So, the rub is not that non-mobile sites will be penalized so much as sites that are mobile-friendly will get a “search result” boost.

Google will use a plethora of criteria to evaluate whether or not a page meets their standard of “mobile-friendly.” As two employees explained last week in a Google+ hangout:

As we mentioned in this particular change, you either have a mobile-friendly page or not. It is based on the criteria we mentioned earlier, which are small font sizes, your tap targets/links to your buttons are too close together, readable content and your viewpoint. So if you have all of those and your site is mobile-friendly then you benefit from the ranking change.

But as we mentioned earlier, there are over 200 different factors that determine ranking so we can’t just give you a yes or no answer with this. It depends on all the other attributes of your site, whether it is providing a great user experience or not. That is the same with desktop search, not isolated with mobile search.

If you want to see if your site is mobile-friendly (and if your site will benefit) Google has a tool that will tell you exactly that, as well as other tools that will help you through the process of adapting your site. The Google+ hangout also revealed that the rollout could take a few days or even up to a week to take full effect. But that shouldn’t be an excuse for site owners to dawdle—the mobile boom is here.

So what’s Google’s recommendation for your site? Responsive design (RD). In non-programmer terms, this means that–no matter what platform your site is accessed from–your site will use the same URL and the same HTML code, but the site will display and render differently depending on the device the reader is using. That’s a great thing for your readers.

…[O]ne Google engineer said it would have more of an effect on rankings than Panda or Penguin did — and those were two of the most significant algorithm updates Google has ever made.

For those with information-rich sites, RD can’t be beat. RD doesn’t rely on detecting the device; RD is all about bringing users who consume your content an optimized and efficient way of doing that, while preparing your site for the web of the future. There’s no operating system or browser that could impact how your content comes across. Most importantly, RD maintains your brand identity across devices. You never know what kind of devices are coming in the future. But with responsive design, you have a system that will respond in a dynamic way.

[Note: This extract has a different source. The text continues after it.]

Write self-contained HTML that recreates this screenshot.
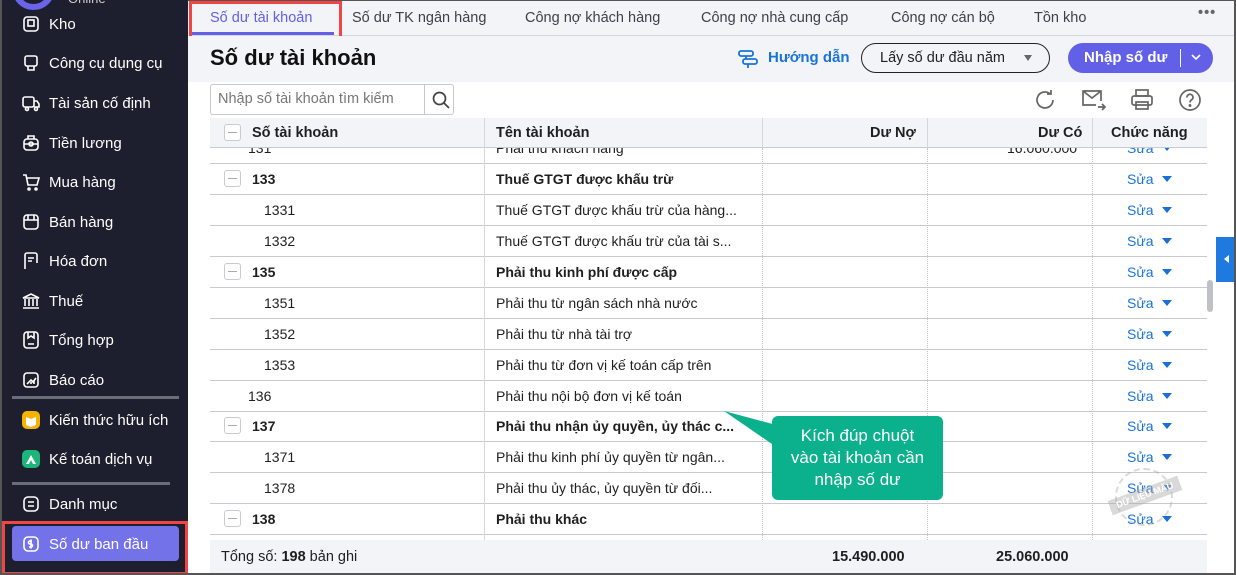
<!DOCTYPE html>
<html><head><meta charset="utf-8">
<style>
*{box-sizing:border-box;margin:0;padding:0}
body{width:1236px;height:575px;overflow:hidden;font-family:"Liberation Sans",sans-serif;background:#fff;position:relative;color:#1f1f1f}
.abs{position:absolute}
#side{left:0;top:0;width:188px;height:575px;background:#1d1f2e;border-left:2px solid #555;overflow:hidden}
.si{position:absolute;left:20px;color:#fff;font-size:15px;display:flex;align-items:center;gap:9px;height:24px}
.si svg{width:18px;height:18px}
.sep{position:absolute;left:10px;width:167px;height:3px;background:#6a6d78}
#tabs{left:188px;top:0;width:1048px;height:36px;background:#f3f4f8;border-bottom:1px solid #d6d7dc;border-top:1px solid #555}
.tab{position:absolute;top:9px;font-size:14.5px;color:#3d3f49}
#hdr{left:188px;top:36px;width:1048px;height:46px;background:#f3f4f8}
.row{position:absolute;left:210px;width:997px;height:31px;border-bottom:1px solid #c9cad2;font-size:14px}
.row div{position:absolute;top:7px;white-space:nowrap}
.cb{position:absolute;left:14px;top:6px;width:17px;height:17px;border:1px solid #c9cbd2;border-radius:3px;background:#fff}
.cb:after{content:"";position:absolute;left:3px;top:7px;width:9px;height:1px;background:#aaa}
.vl{position:absolute;top:148px;height:392px;border-left:1px dotted #c4c5cc}
.edit{color:#1a73d9;left:917px}
.tri{position:absolute;left:952px;top:12px;width:0;height:0;border-left:5px solid transparent;border-right:5px solid transparent;border-top:6px solid #1a6fd6}
b{font-weight:bold}
</style></head><body>
<div id="side" class="abs">
 <div class="abs" style="left:10px;top:-33px;width:43px;height:43px;border:6px solid #6b63e8;border-radius:50%;background:#1d1f2e"></div>
 <div class="abs" style="left:66px;top:-9px;color:#ccc;font-size:13px">Online</div>
 <div class="si" style="top:12px"><svg viewBox="0 0 18 18" fill="none" stroke="#fff" stroke-width="1.6"><rect x="2" y="2" width="14" height="14" rx="3"/><rect x="6" y="5" width="6" height="6"/></svg>Kho</div>
 <div class="si" style="top:51px"><svg viewBox="0 0 18 18" fill="none" stroke="#fff" stroke-width="1.6"><rect x="3" y="2" width="12" height="10" rx="2"/><path d="M6 12v4h6v-4"/></svg>Công cụ dụng cụ</div>
 <div class="si" style="top:91px"><svg viewBox="0 0 18 18" fill="none" stroke="#fff" stroke-width="1.6"><rect x="1" y="3" width="11" height="10" rx="2"/><path d="M12 7h3l2 3v3h-5"/><circle cx="5" cy="15" r="1.5"/><circle cx="14" cy="15" r="1.5"/></svg>Tài sản cố định</div>
 <div class="si" style="top:131px"><svg viewBox="0 0 18 18" fill="none" stroke="#fff" stroke-width="1.6"><rect x="2" y="5" width="14" height="11" rx="3"/><path d="M6 5V2h6v3M2 10h14"/><circle cx="9" cy="10" r="2"/></svg>Tiền lương</div>
 <div class="si" style="top:170px"><svg viewBox="0 0 18 18" fill="none" stroke="#fff" stroke-width="1.6"><path d="M1 2h3l2 10h9l2-7H5"/><circle cx="7" cy="16" r="1"/><circle cx="14" cy="16" r="1"/></svg>Mua hàng</div>
 <div class="si" style="top:210px"><svg viewBox="0 0 18 18" fill="none" stroke="#fff" stroke-width="1.6"><rect x="2" y="2" width="14" height="14" rx="3"/><path d="M2 7h14M6 2v5M12 2v5"/></svg>Bán hàng</div>
 <div class="si" style="top:249px"><svg viewBox="0 0 18 18" fill="none" stroke="#fff" stroke-width="1.6"><path d="M3 17V3a2 2 0 012-2h8a2 2 0 012 2v8M6 6h6M6 9h4"/></svg>Hóa đơn</div>
 <div class="si" style="top:289px"><svg viewBox="0 0 18 18" fill="none" stroke="#fff" stroke-width="1.6"><path d="M1 6l8-4 8 4zM3 7v7M7 7v7M11 7v7M15 7v7M1 16h16"/></svg>Thuế</div>
 <div class="si" style="top:328px"><svg viewBox="0 0 18 18" fill="none" stroke="#fff" stroke-width="1.6"><rect x="2" y="1" width="14" height="16" rx="3"/><path d="M6 1v6l3-2 3 2V1M6 13h6"/></svg>Tổng hợp</div>
 <div class="si" style="top:368px"><svg viewBox="0 0 18 18" fill="none" stroke="#fff" stroke-width="1.6"><rect x="2" y="2" width="14" height="14" rx="3"/><path d="M5 13l4-4 2 2 3-4M6 13v0M9 13v-2M12 13v-3"/></svg>Báo cáo</div>
 <div class="sep" style="top:396px"></div>
 <div class="si" style="top:408px"><svg viewBox="0 0 18 18"><rect x="0" y="0" width="18" height="18" rx="5" fill="#f5b400"/><path d="M4 6l5 2 5-2v8l-5 2-5-2z" fill="#fff"/></svg>Kiến thức hữu ích</div>
 <div class="si" style="top:447px"><svg viewBox="0 0 18 18"><rect x="0" y="0" width="18" height="18" rx="5" fill="#1db57a"/><path d="M4 14l5-9 5 9h-3l-2-4-2 4z" fill="#fff"/></svg>Kế toán dịch vụ</div>
 <div class="sep" style="top:482px;width:158px"></div>
 <div class="si" style="top:492px"><svg viewBox="0 0 18 18" fill="none" stroke="#fff" stroke-width="1.6"><rect x="2" y="2" width="14" height="14" rx="4"/><path d="M6 7h6M6 11h6"/></svg>Danh mục</div>
 <div class="abs" style="left:0;top:521px;width:186px;height:54px;border:3px solid #f04545"></div>
 <div class="abs" style="left:10px;top:526px;width:167px;height:35px;background:#7472e8;border-radius:4px"></div>
 <div class="si" style="top:532px"><svg viewBox="0 0 18 18" fill="none" stroke="#fff" stroke-width="1.6"><rect x="2" y="2" width="14" height="14" rx="4"/><path d="M10 6H8a1.5 1.5 0 000 3h1a1.5 1.5 0 010 3H7M9 4.5v9"/></svg>Số dư ban đầu</div>
</div>

<div id="tabs" class="abs">
 <div class="abs" style="left:1px;top:0;width:153px;height:40px;border:3px solid #f04545"></div>
 <div class="tab" style="left:22px;color:#6360e8">Số dư tài khoản</div>
 <div class="abs" style="left:4px;top:31px;width:142px;height:3px;background:#6360e8"></div>
 <div class="tab" style="left:164px">Số dư TK ngân hàng</div>
 <div class="tab" style="left:337px">Công nợ khách hàng</div>
 <div class="tab" style="left:513px">Công nợ nhà cung cấp</div>
 <div class="tab" style="left:703px">Công nợ cán bộ</div>
 <div class="tab" style="left:846px">Tồn kho</div>
 <div class="tab" style="left:1010px;top:4px;letter-spacing:1px;font-weight:bold;color:#666">•••</div>
</div>
<div id="hdr" class="abs">
 <div class="abs" style="left:22px;top:9px;font-size:22px;font-weight:bold;color:#111">Số dư tài khoản</div>
 <svg class="abs" style="left:549px;top:13px" width="22" height="20" viewBox="0 0 22 20" fill="none" stroke="#1a73d9" stroke-width="1.8"><rect x="2" y="2" width="14" height="5" rx="2"/><rect x="6" y="10" width="14" height="5" rx="2"/><path d="M9 7v3M11 15v4"/></svg>
 <div class="abs" style="left:580px;top:13px;font-size:15px;color:#1a73d9;font-weight:bold">Hướng dẫn</div>
 <div class="abs" style="left:673px;top:7px;width:189px;height:30px;border:1px solid #222;border-radius:15px;font-size:14.5px;padding:6px 0 0 18px">Lấy số dư đầu năm</div>
 <div class="abs" style="left:836px;top:19px;border-left:4.5px solid transparent;border-right:4.5px solid transparent;border-top:6px solid #666"></div>
 <div class="abs" style="left:880px;top:7px;width:145px;height:30px;background:#6360e8;border-radius:15px;color:#fff;font-weight:bold;font-size:15px;padding:6px 0 0 16px">Nhập số dư</div>
 <div class="abs" style="left:992px;top:13px;width:1px;height:18px;background:#fff"></div>
 <svg class="abs" style="left:1002px;top:17px" width="12" height="10" viewBox="0 0 12 10" fill="none" stroke="#fff" stroke-width="1.6"><path d="M2 2l4 4 4-4"/></svg>
</div>

<div class="abs" style="left:210px;top:84px;width:244px;height:31px;border:1px solid #c8c9cf;border-radius:3px"></div>
<div class="abs" style="left:424px;top:84px;width:1px;height:31px;background:#c8c9cf"></div>
<div class="abs" style="left:218px;top:91px;font-size:14.5px;color:#777">Nhập số tài khoản tìm kiếm</div>
<svg class="abs" style="left:431px;top:90px" width="20" height="20" viewBox="0 0 20 20" fill="none" stroke="#444" stroke-width="1.7"><circle cx="8.5" cy="8.5" r="6"/><path d="M13 13l5 5"/></svg>
<svg class="abs" style="left:1033px;top:88px" width="24" height="24" viewBox="0 0 24 24" fill="none" stroke="#666" stroke-width="1.7"><path d="M20 12a8 8 0 11-3-6.3M18 2v4h-4"/></svg>
<svg class="abs" style="left:1081px;top:88px" width="26" height="24" viewBox="0 0 26 24" fill="none" stroke="#666" stroke-width="1.7"><path d="M20 13V3H2v14h13M2 3l9 7 9-7M17 19h7M21 16l3 3-3 3"/></svg>
<svg class="abs" style="left:1130px;top:88px" width="24" height="24" viewBox="0 0 24 24" fill="none" stroke="#666" stroke-width="1.7"><rect x="6" y="2" width="12" height="6"/><rect x="2" y="8" width="20" height="9" rx="2"/><rect x="6" y="14" width="12" height="7"/></svg>
<svg class="abs" style="left:1178px;top:88px" width="24" height="24" viewBox="0 0 24 24" fill="none" stroke="#666" stroke-width="1.7"><circle cx="12" cy="12" r="10"/><path d="M9 9.5a3 3 0 115 2c-1 .8-2 1.2-2 3"/><circle cx="12" cy="17.5" r=".6" fill="#666"/></svg>

<div class="abs" style="left:210px;top:118px;width:997px;height:30px;background:#f3f4f8;border-bottom:1px solid #c9cad2;font-size:14.5px;font-weight:bold">
 <div class="cb" style="top:6px"></div>
 <div class="abs" style="left:42px;top:7px">Số tài khoản</div>
 <div class="abs" style="left:274px;top:0;width:1px;height:30px;background:#d6d7dc"></div>
 <div class="abs" style="left:286px;top:7px">Tên tài khoản</div>
 <div class="abs" style="left:552px;top:0;width:1px;height:30px;background:#d6d7dc"></div>
 <div class="abs" style="left:660px;top:7px">Dư Nợ</div>
 <div class="abs" style="left:717px;top:0;width:1px;height:30px;background:#d6d7dc"></div>
 <div class="abs" style="left:828px;top:7px">Dư Có</div>
 <div class="abs" style="left:882px;top:0;width:1px;height:30px;background:#d6d7dc"></div>
 <div class="abs" style="left:901px;top:7px">Chức năng</div>
</div>

<div class="abs" style="left:210px;top:148px;width:997px;height:392px;overflow:hidden">
<div style="position:absolute;left:-210px;top:-148px;width:1236px;height:575px">
 <div class="row" style="top:133px"><div style="left:38px">131</div><div style="left:286px">Phải thu khách hàng</div><div style="left:797px">16.060.000</div><div class="edit">Sửa</div><span class="tri"></span></div>
 <div class="row" style="top:164px"><span class="cb"></span><div style="left:42px"><b>133</b></div><div style="left:286px"><b>Thuế GTGT được khấu trừ</b></div><div class="edit">Sửa</div><span class="tri"></span></div>
 <div class="row" style="top:195px"><div style="left:54px">1331</div><div style="left:286px">Thuế GTGT được khấu trừ của hàng...</div><div class="edit">Sửa</div><span class="tri"></span></div>
 <div class="row" style="top:226px"><div style="left:54px">1332</div><div style="left:286px">Thuế GTGT được khấu trừ của tài s...</div><div class="edit">Sửa</div><span class="tri"></span></div>
 <div class="row" style="top:257px"><span class="cb"></span><div style="left:42px"><b>135</b></div><div style="left:286px"><b>Phải thu kinh phí được cấp</b></div><div class="edit">Sửa</div><span class="tri"></span></div>
 <div class="row" style="top:288px"><div style="left:54px">1351</div><div style="left:286px">Phải thu từ ngân sách nhà nước</div><div class="edit">Sửa</div><span class="tri"></span></div>
 <div class="row" style="top:319px"><div style="left:54px">1352</div><div style="left:286px">Phải thu từ nhà tài trợ</div><div class="edit">Sửa</div><span class="tri"></span></div>
 <div class="row" style="top:350px"><div style="left:54px">1353</div><div style="left:286px">Phải thu từ đơn vị kế toán cấp trên</div><div class="edit">Sửa</div><span class="tri"></span></div>
 <div class="row" style="top:381px"><div style="left:38px">136</div><div style="left:286px">Phải thu nội bộ đơn vị kế toán</div><div class="edit">Sửa</div><span class="tri"></span></div>
 <div class="row" style="top:411px"><span class="cb"></span><div style="left:42px"><b>137</b></div><div style="left:286px"><b>Phải thu nhận ủy quyền, ủy thác c...</b></div><div class="edit">Sửa</div><span class="tri"></span></div>
 <div class="row" style="top:442px"><div style="left:54px">1371</div><div style="left:286px">Phải thu kinh phí ủy quyền từ ngân...</div><div class="edit">Sửa</div><span class="tri"></span></div>
 <div class="row" style="top:473px"><div style="left:54px">1378</div><div style="left:286px">Phải thu ủy thác, ủy quyền từ đối...</div><div class="edit">Sửa</div><span class="tri"></span></div>
 <div class="row" style="top:504px"><span class="cb"></span><div style="left:42px"><b>138</b></div><div style="left:286px"><b>Phải thu khác</b></div><div class="edit">Sửa</div><span class="tri"></span></div>
 <div class="vl" style="left:762px"></div>
 <div class="vl" style="left:927px"></div>
 <div class="vl" style="left:1092px"></div>
</div></div>
<div class="abs" style="left:484px;top:148px;width:1px;height:392px;background:#d6d7dc"></div>

<div class="abs" style="left:210px;top:540px;width:997px;height:33px;background:#f3f4f8;font-size:14.5px">
 <div class="abs" style="left:11px;top:9px">Tổng số: <b>198</b> bản ghi</div>
 <div class="abs" style="left:622px;top:9px;font-weight:bold">15.490.000</div>
 <div class="abs" style="left:786px;top:9px;font-weight:bold">25.060.000</div>
</div>

<div class="abs" style="left:1207px;top:280px;width:6px;height:32px;background:#c0c1c6;border-radius:3px"></div>
<div class="abs" style="left:1216px;top:237px;width:20px;height:45px;background:#1f7ae0"></div>
<div class="abs" style="left:1224px;top:255px;border-top:4.5px solid transparent;border-bottom:4.5px solid transparent;border-right:5px solid #fff"></div>

<svg class="abs" style="left:722px;top:408px" width="60" height="40"><path d="M2 3L58 18 50 36z" fill="#0bb08c"/></svg>
<div class="abs" style="left:772px;top:416px;width:171px;height:84px;background:#0bb08c;border-radius:6px;color:#fff;font-size:17px;text-align:center;line-height:22px;padding-top:9px">Kích đúp chuột<br>vào tài khoản cần<br>nhập số dư</div>

<div class="abs" style="left:1115px;top:468px;width:58px;height:58px;border:2px dashed rgba(150,150,150,.35);border-radius:50%"></div>
<div class="abs" style="left:1108px;top:488px;width:74px;height:15px;background:rgba(170,170,170,.45);transform:rotate(-20deg);color:#fff;font-size:9px;font-weight:bold;text-align:center;line-height:15px">DỮ LIỆU MẪU</div>
<div class="abs" style="left:0;top:573px;width:1236px;height:2px;background:#555"></div>
<div class="abs" style="left:1234px;top:0;width:2px;height:575px;background:#555"></div>
</body></html>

Your imperative is to start thinking strategically about your online properties (blogs, websites, etc.). What is your plan for capitalizing on the mobile-friendly movement? Do some research. Find an expert. Figure out the cost of migrating from non-RD to RD. Get that into your budget. As Peter Drucker counsels: “The greatest danger in times of turbulence is not the turbulence–it is to act with yesterday’s logic.”

The Internet and technology is always evolving. Living in the past is foolish. Take charge and begin to hash out your plan for embracing a mobile-friendly world.

Why not “change before you have to?”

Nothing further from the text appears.